SHORT PROBLEM →
Find and copy lines holding "styles".

# Start of DATA IN THIS EXERCISE

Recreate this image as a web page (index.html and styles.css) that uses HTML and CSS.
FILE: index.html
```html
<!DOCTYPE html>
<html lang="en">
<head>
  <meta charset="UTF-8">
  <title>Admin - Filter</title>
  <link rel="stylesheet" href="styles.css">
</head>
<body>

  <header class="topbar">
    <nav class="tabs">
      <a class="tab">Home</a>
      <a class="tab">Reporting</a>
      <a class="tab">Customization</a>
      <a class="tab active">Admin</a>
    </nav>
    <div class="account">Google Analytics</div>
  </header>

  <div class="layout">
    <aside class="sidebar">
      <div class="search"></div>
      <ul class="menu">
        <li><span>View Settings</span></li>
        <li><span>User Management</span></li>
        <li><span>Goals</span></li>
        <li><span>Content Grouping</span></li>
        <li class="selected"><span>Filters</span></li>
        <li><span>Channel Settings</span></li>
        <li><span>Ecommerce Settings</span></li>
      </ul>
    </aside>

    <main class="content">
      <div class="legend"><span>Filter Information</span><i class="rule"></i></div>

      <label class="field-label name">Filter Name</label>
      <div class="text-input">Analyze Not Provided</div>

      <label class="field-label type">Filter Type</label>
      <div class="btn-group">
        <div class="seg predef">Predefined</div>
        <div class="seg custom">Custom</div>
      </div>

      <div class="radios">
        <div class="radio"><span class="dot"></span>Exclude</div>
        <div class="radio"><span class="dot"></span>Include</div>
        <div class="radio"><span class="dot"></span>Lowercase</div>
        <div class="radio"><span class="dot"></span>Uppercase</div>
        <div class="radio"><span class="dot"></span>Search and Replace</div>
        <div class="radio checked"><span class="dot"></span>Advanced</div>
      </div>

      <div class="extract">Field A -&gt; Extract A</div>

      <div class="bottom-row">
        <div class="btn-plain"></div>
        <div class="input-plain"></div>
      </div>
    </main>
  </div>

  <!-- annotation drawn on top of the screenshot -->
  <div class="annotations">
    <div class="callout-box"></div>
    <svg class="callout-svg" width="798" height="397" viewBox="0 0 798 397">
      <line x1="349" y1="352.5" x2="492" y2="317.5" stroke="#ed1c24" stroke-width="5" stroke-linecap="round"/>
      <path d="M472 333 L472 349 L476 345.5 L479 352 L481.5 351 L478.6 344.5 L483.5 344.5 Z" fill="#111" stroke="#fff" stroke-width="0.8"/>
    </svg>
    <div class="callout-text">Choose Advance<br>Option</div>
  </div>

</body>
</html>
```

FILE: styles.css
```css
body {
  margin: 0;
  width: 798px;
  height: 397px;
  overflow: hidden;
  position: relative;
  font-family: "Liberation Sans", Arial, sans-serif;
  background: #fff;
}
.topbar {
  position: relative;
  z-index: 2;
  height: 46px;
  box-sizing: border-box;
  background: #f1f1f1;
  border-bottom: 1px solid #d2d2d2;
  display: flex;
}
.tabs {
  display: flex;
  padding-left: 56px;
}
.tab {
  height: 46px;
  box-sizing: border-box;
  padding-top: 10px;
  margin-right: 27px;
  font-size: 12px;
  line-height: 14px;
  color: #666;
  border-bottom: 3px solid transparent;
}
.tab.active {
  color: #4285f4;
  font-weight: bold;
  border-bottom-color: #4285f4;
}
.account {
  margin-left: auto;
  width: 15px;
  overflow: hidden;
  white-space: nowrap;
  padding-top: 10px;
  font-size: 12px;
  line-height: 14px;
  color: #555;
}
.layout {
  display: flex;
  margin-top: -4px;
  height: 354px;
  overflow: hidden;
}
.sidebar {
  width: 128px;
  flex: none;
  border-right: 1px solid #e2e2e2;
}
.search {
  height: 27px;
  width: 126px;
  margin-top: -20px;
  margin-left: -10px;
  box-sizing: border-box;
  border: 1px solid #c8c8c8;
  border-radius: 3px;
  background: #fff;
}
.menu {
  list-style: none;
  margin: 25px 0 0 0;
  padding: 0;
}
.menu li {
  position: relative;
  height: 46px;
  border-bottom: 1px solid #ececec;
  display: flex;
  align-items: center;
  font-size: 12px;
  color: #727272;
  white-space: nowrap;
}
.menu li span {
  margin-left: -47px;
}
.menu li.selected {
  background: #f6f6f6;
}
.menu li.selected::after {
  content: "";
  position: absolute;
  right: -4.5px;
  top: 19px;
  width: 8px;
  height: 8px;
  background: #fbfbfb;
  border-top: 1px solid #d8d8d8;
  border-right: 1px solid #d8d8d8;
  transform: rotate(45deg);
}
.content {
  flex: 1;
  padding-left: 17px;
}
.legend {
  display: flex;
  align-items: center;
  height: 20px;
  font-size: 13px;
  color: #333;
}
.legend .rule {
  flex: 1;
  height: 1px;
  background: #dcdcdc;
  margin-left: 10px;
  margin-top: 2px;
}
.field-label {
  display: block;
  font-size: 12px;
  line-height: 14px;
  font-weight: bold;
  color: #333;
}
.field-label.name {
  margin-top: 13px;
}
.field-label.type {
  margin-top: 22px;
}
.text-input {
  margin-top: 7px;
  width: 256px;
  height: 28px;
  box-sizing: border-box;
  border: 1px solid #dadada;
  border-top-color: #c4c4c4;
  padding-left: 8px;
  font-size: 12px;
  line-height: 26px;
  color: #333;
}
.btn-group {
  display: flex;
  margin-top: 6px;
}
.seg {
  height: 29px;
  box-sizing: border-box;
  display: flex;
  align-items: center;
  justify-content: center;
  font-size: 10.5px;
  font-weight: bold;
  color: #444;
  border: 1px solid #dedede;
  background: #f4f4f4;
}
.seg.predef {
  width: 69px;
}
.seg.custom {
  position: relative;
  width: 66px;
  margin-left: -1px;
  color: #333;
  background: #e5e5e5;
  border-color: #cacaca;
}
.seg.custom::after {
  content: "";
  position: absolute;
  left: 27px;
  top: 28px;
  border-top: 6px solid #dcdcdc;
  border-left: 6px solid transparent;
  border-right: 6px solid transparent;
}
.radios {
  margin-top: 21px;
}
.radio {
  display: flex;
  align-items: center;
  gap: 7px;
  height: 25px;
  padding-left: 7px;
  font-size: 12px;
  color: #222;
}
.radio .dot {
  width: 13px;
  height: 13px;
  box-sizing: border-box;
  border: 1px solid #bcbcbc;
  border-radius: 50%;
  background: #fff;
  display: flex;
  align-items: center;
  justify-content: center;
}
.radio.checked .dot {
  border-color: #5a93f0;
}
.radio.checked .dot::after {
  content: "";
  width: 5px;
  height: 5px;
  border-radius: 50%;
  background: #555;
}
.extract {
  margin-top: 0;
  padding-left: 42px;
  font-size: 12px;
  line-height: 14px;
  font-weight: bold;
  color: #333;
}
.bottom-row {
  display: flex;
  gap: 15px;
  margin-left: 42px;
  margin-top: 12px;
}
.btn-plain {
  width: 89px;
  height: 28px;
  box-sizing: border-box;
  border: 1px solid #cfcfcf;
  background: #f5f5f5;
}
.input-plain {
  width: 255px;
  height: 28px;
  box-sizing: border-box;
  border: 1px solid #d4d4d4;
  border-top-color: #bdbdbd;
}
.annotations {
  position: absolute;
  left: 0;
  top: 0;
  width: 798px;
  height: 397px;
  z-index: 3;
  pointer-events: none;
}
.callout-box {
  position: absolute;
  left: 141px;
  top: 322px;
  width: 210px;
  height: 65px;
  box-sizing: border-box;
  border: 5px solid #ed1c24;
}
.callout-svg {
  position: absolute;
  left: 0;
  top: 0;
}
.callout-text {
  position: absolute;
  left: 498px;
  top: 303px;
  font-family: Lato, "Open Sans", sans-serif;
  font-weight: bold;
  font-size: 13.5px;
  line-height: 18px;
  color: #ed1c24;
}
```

# End of DATA IN THIS EXERCISE
# Start of DATA IN THIS EXERCISE

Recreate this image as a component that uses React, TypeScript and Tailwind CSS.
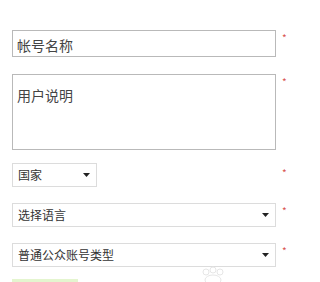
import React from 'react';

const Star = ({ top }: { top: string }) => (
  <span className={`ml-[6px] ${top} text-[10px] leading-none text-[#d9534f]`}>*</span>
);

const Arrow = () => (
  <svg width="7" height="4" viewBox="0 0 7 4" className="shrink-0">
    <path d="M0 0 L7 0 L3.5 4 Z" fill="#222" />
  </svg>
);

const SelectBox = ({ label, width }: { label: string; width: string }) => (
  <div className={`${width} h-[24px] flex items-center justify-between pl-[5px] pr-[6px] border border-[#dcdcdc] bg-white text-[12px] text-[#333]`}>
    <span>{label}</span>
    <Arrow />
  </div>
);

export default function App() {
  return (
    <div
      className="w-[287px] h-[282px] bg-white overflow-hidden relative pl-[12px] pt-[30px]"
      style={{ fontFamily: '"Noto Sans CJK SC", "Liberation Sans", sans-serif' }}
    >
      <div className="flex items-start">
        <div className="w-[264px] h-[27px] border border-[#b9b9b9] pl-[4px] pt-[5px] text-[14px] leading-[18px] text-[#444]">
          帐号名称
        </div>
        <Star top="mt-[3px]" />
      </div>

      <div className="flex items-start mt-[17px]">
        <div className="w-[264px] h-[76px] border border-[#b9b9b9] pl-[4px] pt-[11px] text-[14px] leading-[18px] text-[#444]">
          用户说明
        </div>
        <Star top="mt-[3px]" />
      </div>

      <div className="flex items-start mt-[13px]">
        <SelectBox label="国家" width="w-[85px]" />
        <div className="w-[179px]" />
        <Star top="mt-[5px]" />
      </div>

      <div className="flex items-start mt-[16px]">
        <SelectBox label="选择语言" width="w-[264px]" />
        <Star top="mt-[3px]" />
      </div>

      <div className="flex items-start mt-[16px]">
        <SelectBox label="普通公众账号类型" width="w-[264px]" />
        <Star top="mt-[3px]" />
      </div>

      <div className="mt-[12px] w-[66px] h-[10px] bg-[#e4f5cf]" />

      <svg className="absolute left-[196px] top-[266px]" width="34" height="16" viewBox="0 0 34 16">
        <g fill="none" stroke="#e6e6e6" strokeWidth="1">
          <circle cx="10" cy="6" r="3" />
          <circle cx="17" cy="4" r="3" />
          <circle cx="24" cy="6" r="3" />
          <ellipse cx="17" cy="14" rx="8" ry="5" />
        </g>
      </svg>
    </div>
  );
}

# End of DATA IN THIS EXERCISE

FINISHED EXERCISE →
Recreate this image as a web page (index.html and styles.css) that uses HTML and CSS.
  <link rel="stylesheet" href="styles.css">
FILE: styles.css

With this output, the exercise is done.